- Interactive map of Cherokee Casino Roland
- Location: Roland, Oklahoma, U.S.; 35°24′24″N 94°31′41″W﻿ / ﻿35.40667°N 94.52806°W;
- Gaming space: 170,000 square feet (16,000 m^{2})
- Owner: Cherokee Nation Businesses

= Cherokee Casino Roland =

Cherokee-owned casino in Oklahoma, U.S.

The Cherokee Casino Roland is a casino complex located in Roland, Oklahoma. It is owned and operated by Cherokee Nation Entertainment, a division of Cherokee Nation Businesses (which is a wholly owned subsidiary of the Cherokee Nation).

==Casino==
The casino is located in Roland, Oklahoma near the Oklahoma-Arkansas state line, I-40, and US Highway 64. It is open 24 hours a day has 170,000 ft2, 850 gaming machines, and 9 table games including blackjack and poker variations.

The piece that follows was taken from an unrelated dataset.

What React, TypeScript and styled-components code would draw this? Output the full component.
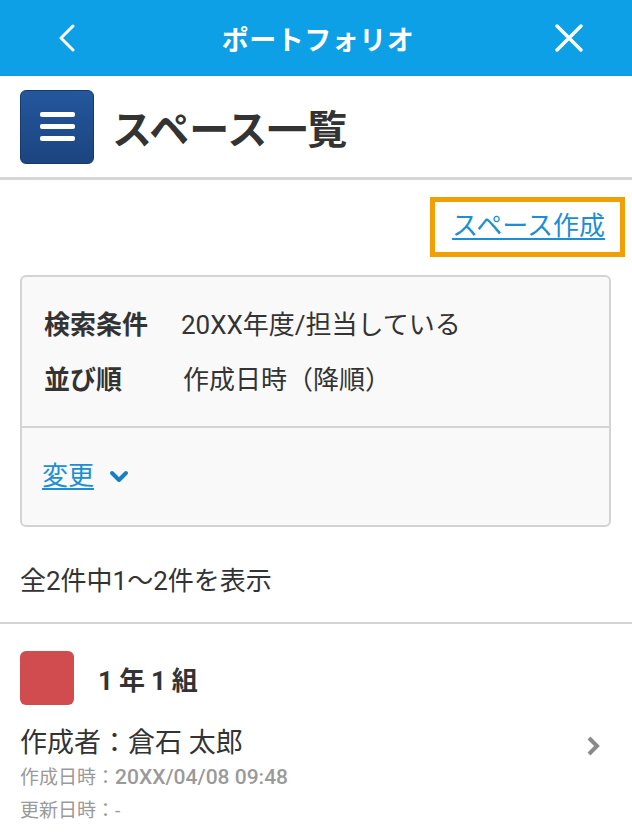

==Hotel, restaurant, and travel plaza==
The Buffet is an onsite restaurant and offers cuisine from all four corners of the world. Cherokee Casino & Hotel Roland is located right off of I-40 and Highway 64, Exit 325. It is only 10 minutes from Ft. Smith, Arkansas. There are 120 non-smoking hotel rooms, including 12 suites.